Jean Baptiste Tiemele (Côte d’Ivoire) : Oui, je considère que c’est un enrichissement. Quand j’écris, je ne partage pas entre l’Afrique et la France ; je suis seulement un individu en train d’écrire. Il faut que l’on prenne le temps de lire les livres, de les assimiler, de les digérer, et d’en faire quelque chose. Une idée importée de l’extérieur peut susciter une interprétation différente en Afrique, ce qui fait que, sur place, elle est différemment ingérée. Le dialogue entre les peuples passe par ce type d’échanges. Le phénomène culturel propre à chaque pays est né du fait que l’on a pris conscience d’une différence. A cela s’ajoute une réticence devant la nouveauté et l’inconnu. Pourtant, si l’homme est mû par sa culture, la diversité des situations et des connaissances sont synonymes d’adaptation et d’évolution.

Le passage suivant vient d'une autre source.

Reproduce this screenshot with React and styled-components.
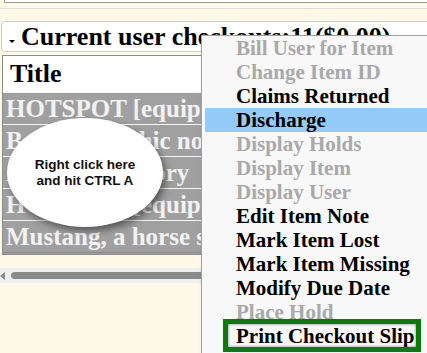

Tierno Monénembo (Guinée) : Ah ! Bon, je le suis de fait puisque je parle français. On aurait peut-être dû dire « francographe » d’ailleurs, et parler de plutôt de « francographie » ; d’accord. Mais la francophonie c’est quand même une notion très curieuse. D’abord elle a été posée par les politiques, ce n’est pas encore un phénomène culturel, ça demeure un phénomène politique, c’est-à-dire quelque chose de structuré, de financé, de géré. D’autre part, c’est un problème assez complexe. D’un côté la francophonie a des relents néo-colonisalistes évidents, des arrière-pensées politiques flagrantes. D’un côté il y a, en Afrique, une francophonie de fait indiscutable et même indispensable, le français jouant le rôle de langue de communication et d’union dans un continent divisé sur tous les plans. Il y a donc deux aspects. Oui j’écris et je parle français. Mais en même temps, je sais très bien ce que, pour l’instant, l’espace francophone signifie. Est-ce que l’intervention des créateurs eux-mêmes peut l’amener à être plutôt un centre d’échange au lieu d’être un centre de diktat ? Voilà la question qui est posée et elle n’est pas près non plus d’être résolue.